His confrontation at Cornerstone with the volunteer at the Rock for Life booth should be required reading for every pro-life person... and I'm one of those people. Daniel Radosh does an amazing job of pointing out one of our biggest blind spots - the very accusation we make (that pro-choice folks treat babies/people as objects) is all too often the way we treat those who do things we think are wrong - we objectify them as "the enemy".
There's really only one clunker chapter in the book - his "fake interview" with Stephen Baldwin reads more like "I'm ticked at this guy for standing me up" than "I've found a humorous way to deal with the fact that Mr. Baldwin is kind of a knucklehead."
Some warnings for those who've lived inside the Christian bubble: the language here can be pretty raw - both from Mr. Radosh & from the folks he's interviewing. There are going to be theological & political things that you disagree with espoused both by the author & by some of the folks he talks to. If you don't like the way your faith is expressed being challenged, this book will make you downright uncomfortable.
But, I think you'll be making a mistake if you don't take this book seriously. We need to see ourselves through the eyes of the secular culture - not so we can change our theology or our faith in God, but so we can stop doing things that keep people from hearing the truth of Jesus Christ because our cultural expressions are shouting too loudly.
Some quotes that stuck out to me:
"If you are trying to communicate to people, it makes sense that you want to find a common currency, a bridge which you can communicate across." He glanced around. "Now, having said that, you can do it with style or you can do it tackily. But that's true of any endeavor, not just the Christian retailing world."
I nodded. "That's true, but I have to say that from what I've seen, it kind of looks like tacky is winning."
Butcher sighed ruefully. "When you are born again, God gives you a new heart & a new opportunity. He doesn't necessarily give you new taste."
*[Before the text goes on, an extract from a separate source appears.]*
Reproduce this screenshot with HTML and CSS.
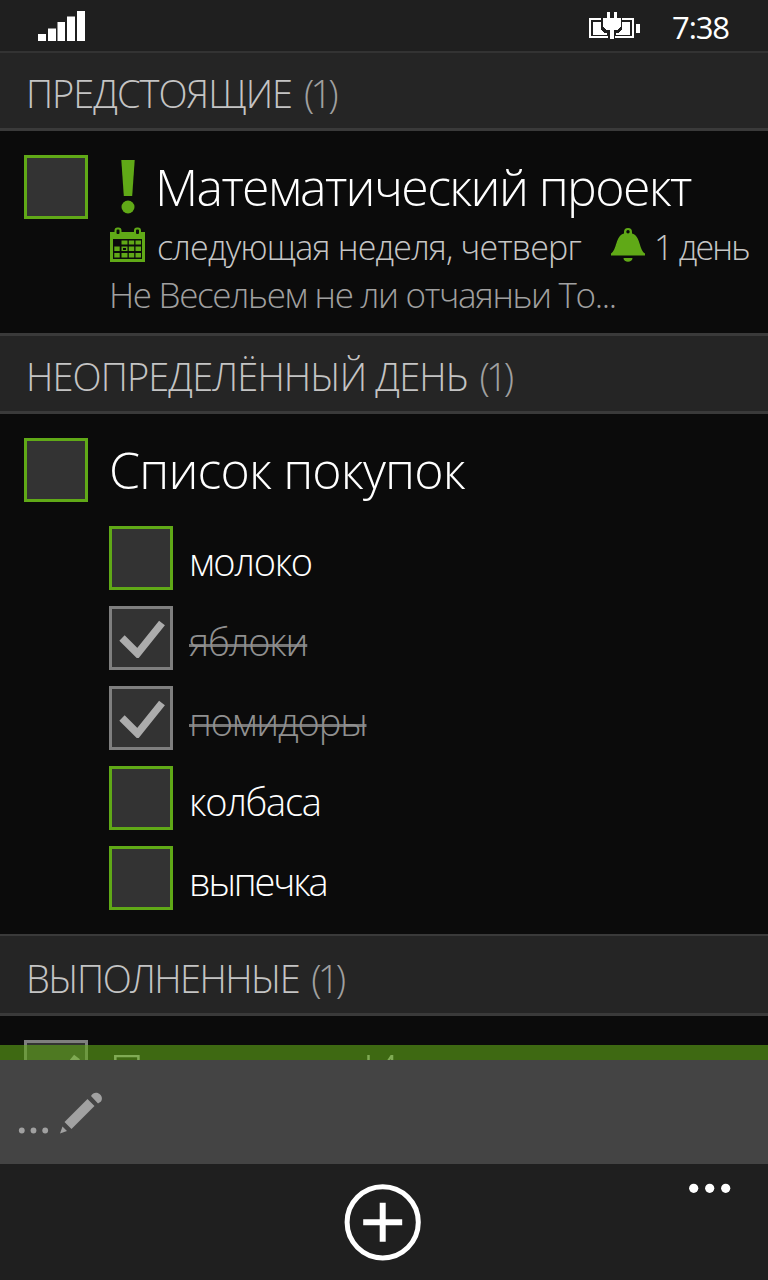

Cameron Williams is one of "Left Behind"'s two main heroes. His friends call him Buck, "because they said he was always bucking tradition & authority." The other hero is Rayford Steele, an airline pilot. That's right, Buck Williams & Rayford Steele. There's also Steve Plank, Bruce Barnes & Dirk Burton. Apparently, having a porn star name is enough to keep you from getting raptured.
As I discovered when I asked Christians about it, the secular world's continued fascination with LEFT BEHIND is seen as a sign of how out of touch we are with evangelical culture. Imagine thinking that THE REAL WORLD still defined American TV.
R.T. asked if he could pray for me, which didn't surprise me. And then he prayed that my book would help Christians see some hard truths about themselves, even if it hurt. Which I hadn't expected at all.
Escape from the hard work of thinking about everything was, in fact, one of the main reasons I listened to music. Not only is it all right for Christian kids to want that same avenue of retreat, but more non-Christian kids would do well to develop the kind of critical listening skills that Christians bring to secular music. It is to the great credit of evangelical teens that they aren't as thoughtless as the rest of us about such things.
As Christians make their mark on the mainstream, the rest of us will feel their influence. If our response is hostile, it will only... feed the growth of the most mean-spirited strain of Christian pop culture, and mainstream culture will be warped accordingly. But if we are welcoming, we help nurture a form of Christian culture that can in turn enrich our own.